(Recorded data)
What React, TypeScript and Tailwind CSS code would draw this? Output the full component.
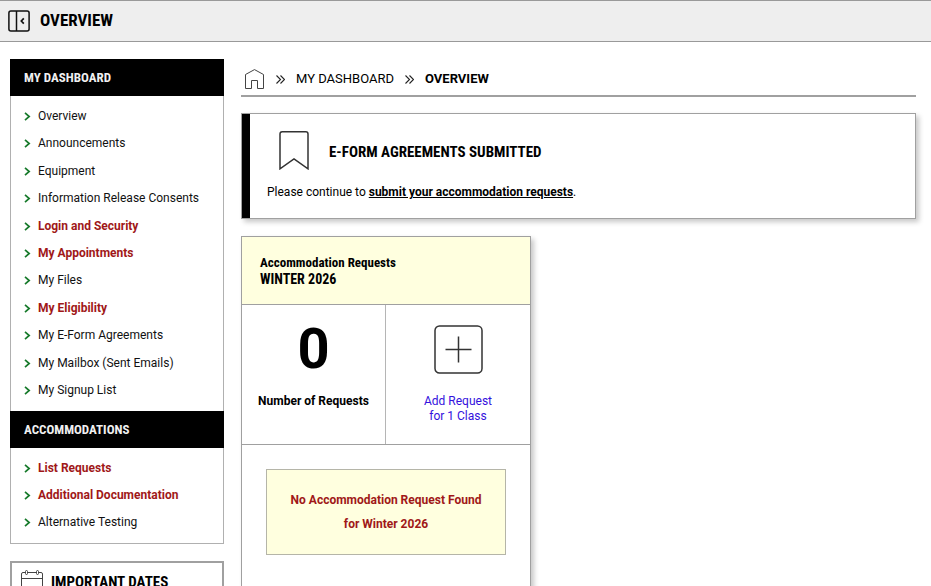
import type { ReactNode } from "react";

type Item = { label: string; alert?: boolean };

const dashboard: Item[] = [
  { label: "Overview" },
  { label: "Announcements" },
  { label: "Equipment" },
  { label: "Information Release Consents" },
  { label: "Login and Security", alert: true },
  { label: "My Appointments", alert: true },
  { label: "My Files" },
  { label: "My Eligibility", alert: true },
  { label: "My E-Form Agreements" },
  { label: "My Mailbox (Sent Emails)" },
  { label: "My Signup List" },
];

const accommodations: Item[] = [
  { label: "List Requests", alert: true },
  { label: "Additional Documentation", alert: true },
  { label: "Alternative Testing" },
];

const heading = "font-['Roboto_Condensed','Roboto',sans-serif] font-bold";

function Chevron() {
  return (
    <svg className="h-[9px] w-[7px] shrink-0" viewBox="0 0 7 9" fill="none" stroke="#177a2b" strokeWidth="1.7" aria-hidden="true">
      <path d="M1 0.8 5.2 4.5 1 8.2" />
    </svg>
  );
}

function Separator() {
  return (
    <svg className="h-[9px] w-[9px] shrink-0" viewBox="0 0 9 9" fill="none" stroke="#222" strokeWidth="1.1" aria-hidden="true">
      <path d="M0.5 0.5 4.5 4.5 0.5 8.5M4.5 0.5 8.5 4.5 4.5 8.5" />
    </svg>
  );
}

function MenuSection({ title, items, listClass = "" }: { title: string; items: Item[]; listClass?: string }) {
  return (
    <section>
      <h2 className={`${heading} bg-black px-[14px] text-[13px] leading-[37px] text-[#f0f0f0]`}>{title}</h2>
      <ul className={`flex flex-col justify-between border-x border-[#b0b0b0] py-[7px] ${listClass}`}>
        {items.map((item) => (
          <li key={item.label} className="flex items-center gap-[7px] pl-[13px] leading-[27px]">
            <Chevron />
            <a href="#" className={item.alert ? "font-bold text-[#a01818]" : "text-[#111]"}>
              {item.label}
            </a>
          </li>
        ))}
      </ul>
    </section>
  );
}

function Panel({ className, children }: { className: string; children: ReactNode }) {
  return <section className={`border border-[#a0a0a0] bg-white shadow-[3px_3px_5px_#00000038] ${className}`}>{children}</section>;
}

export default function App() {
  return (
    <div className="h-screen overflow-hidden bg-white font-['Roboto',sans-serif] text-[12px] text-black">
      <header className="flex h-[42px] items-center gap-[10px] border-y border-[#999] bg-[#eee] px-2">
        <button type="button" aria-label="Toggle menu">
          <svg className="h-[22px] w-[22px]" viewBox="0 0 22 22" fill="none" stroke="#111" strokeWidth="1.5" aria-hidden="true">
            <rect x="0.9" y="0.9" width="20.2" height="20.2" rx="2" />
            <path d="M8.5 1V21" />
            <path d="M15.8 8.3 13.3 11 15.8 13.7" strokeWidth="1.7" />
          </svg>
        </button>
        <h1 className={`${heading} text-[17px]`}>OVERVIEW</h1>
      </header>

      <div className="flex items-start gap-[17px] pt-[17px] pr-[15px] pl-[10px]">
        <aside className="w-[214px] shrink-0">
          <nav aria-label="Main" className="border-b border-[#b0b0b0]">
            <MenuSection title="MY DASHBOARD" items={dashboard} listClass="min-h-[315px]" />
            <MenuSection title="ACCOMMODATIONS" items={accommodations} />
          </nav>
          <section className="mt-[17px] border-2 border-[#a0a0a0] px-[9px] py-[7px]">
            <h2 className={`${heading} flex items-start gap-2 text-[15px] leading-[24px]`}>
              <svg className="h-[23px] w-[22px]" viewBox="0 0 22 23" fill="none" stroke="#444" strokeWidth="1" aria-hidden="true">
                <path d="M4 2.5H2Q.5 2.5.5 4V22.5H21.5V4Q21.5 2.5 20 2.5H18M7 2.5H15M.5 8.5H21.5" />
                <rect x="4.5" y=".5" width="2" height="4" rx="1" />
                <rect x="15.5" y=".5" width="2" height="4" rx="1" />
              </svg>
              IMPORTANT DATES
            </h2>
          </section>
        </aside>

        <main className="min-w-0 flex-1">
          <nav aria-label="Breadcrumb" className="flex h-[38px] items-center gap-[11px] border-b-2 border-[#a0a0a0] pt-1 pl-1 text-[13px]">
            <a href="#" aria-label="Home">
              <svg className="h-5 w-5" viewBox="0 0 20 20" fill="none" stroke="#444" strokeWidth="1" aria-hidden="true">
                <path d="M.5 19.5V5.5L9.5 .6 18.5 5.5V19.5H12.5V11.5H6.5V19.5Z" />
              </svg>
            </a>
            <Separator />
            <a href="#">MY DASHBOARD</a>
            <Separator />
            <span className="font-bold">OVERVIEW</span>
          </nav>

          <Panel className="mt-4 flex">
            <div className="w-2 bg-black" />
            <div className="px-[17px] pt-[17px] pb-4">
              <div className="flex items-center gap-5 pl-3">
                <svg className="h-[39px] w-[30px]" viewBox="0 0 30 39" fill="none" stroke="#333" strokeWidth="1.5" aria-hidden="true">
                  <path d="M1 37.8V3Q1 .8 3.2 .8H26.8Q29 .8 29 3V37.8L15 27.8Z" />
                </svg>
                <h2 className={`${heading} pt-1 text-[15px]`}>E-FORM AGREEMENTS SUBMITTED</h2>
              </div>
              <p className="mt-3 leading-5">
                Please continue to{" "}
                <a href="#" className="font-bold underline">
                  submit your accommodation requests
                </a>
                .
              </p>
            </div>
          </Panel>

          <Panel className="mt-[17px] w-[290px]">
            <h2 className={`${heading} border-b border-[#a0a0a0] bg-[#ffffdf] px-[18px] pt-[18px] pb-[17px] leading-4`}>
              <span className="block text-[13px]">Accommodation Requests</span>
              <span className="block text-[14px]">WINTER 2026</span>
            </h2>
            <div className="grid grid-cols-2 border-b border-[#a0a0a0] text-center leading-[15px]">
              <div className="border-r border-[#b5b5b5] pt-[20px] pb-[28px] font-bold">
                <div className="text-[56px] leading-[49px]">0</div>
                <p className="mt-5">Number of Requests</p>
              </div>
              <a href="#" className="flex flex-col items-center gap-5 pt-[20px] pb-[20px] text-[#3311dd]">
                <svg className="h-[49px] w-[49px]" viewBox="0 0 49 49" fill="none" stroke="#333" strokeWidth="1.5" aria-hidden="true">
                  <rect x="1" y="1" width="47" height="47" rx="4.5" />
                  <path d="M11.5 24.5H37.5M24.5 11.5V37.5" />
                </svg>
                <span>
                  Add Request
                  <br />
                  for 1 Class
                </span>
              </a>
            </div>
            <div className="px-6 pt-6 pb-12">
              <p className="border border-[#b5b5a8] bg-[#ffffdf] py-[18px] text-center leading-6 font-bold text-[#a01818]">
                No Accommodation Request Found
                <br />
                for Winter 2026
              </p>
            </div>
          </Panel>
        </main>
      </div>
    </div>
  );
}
==
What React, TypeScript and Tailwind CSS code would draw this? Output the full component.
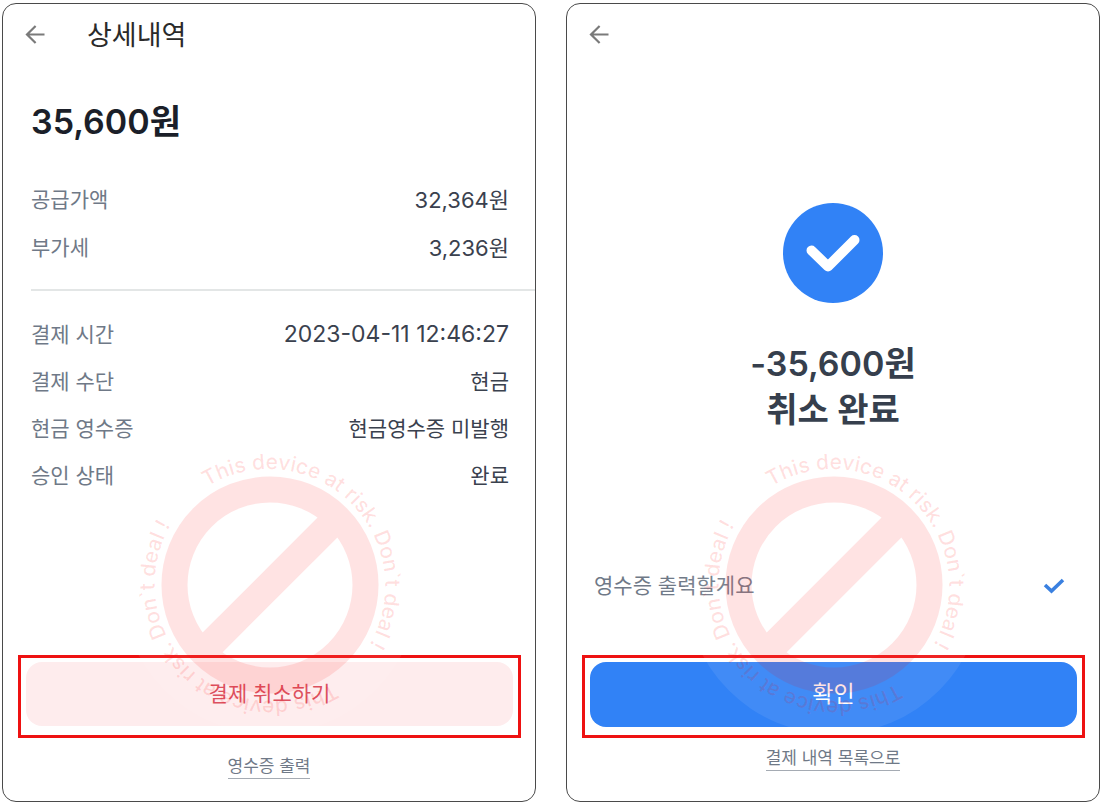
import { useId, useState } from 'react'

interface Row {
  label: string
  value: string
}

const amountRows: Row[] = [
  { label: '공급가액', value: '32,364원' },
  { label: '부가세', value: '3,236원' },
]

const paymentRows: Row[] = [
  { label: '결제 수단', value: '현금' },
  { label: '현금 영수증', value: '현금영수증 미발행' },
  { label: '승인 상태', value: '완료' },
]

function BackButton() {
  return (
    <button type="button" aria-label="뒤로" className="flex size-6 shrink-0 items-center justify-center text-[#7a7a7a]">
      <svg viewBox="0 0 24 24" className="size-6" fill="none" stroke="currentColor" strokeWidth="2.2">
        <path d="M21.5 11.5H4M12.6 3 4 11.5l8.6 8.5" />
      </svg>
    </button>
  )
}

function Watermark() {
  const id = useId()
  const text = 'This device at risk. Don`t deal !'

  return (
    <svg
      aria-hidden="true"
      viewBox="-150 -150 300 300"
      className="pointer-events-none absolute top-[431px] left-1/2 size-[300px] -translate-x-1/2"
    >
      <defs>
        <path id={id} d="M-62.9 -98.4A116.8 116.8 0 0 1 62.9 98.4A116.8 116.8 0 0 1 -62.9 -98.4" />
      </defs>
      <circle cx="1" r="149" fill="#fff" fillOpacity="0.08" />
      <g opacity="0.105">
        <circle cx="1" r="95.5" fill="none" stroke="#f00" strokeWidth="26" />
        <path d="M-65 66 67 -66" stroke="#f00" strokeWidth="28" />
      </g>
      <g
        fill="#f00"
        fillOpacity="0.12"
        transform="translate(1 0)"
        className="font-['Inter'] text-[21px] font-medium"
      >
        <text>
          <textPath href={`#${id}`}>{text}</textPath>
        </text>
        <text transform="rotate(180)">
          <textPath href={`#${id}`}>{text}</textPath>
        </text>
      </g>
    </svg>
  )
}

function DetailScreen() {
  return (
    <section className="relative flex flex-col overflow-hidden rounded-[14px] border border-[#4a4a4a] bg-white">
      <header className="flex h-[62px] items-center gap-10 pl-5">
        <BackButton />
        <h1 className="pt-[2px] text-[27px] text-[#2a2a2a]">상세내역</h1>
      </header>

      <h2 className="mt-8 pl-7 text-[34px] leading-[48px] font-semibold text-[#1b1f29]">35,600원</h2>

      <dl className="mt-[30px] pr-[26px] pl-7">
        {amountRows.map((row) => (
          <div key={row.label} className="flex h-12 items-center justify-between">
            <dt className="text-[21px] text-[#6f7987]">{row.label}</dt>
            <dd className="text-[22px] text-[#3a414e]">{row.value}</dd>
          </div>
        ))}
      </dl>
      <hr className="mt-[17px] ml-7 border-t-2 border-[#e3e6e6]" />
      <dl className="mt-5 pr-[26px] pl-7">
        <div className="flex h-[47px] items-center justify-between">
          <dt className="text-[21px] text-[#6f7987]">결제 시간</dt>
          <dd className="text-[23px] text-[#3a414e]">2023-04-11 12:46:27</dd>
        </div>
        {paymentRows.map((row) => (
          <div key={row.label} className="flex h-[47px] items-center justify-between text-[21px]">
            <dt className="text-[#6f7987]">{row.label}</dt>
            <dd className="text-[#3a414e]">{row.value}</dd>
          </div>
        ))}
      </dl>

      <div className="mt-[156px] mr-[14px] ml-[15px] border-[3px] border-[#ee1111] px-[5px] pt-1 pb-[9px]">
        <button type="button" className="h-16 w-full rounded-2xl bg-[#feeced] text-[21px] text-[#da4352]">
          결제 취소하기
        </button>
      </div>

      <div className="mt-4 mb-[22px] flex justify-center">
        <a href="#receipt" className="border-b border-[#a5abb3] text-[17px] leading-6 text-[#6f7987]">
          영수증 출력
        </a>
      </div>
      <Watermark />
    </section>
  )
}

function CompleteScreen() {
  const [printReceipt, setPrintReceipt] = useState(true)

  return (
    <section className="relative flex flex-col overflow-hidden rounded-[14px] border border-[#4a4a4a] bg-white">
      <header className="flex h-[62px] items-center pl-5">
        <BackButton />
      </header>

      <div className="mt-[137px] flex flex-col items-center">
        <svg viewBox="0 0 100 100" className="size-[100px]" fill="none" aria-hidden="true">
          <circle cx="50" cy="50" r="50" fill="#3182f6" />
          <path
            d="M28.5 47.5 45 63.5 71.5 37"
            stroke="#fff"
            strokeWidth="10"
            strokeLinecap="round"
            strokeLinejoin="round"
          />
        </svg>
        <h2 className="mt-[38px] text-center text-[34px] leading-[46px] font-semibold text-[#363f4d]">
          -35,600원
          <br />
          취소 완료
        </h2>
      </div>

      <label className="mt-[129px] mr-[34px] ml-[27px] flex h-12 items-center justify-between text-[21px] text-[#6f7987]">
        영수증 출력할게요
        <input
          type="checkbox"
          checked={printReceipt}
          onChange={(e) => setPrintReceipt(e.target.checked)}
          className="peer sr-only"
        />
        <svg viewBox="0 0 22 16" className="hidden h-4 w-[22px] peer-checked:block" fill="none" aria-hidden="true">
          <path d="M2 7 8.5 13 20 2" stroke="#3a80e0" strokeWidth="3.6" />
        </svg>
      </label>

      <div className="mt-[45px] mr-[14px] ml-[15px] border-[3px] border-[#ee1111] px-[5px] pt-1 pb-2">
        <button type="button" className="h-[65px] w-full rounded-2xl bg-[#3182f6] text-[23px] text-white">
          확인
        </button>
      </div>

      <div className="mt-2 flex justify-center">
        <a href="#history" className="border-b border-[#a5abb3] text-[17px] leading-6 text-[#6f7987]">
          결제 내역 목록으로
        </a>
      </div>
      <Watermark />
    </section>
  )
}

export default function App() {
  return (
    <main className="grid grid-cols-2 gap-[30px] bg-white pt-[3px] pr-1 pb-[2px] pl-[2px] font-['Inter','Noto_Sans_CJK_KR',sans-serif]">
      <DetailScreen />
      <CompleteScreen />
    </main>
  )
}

> _Exercise_: Select every line in the material above where the string "full" occurs, and copy it.

> _Solution for this task_:
What React, TypeScript and Tailwind CSS code would draw this? Output the full component.
What React, TypeScript and Tailwind CSS code would draw this? Output the full component.
        <button type="button" className="h-16 w-full rounded-2xl bg-[#feeced] text-[21px] text-[#da4352]">
        <button type="button" className="h-[65px] w-full rounded-2xl bg-[#3182f6] text-[23px] text-white">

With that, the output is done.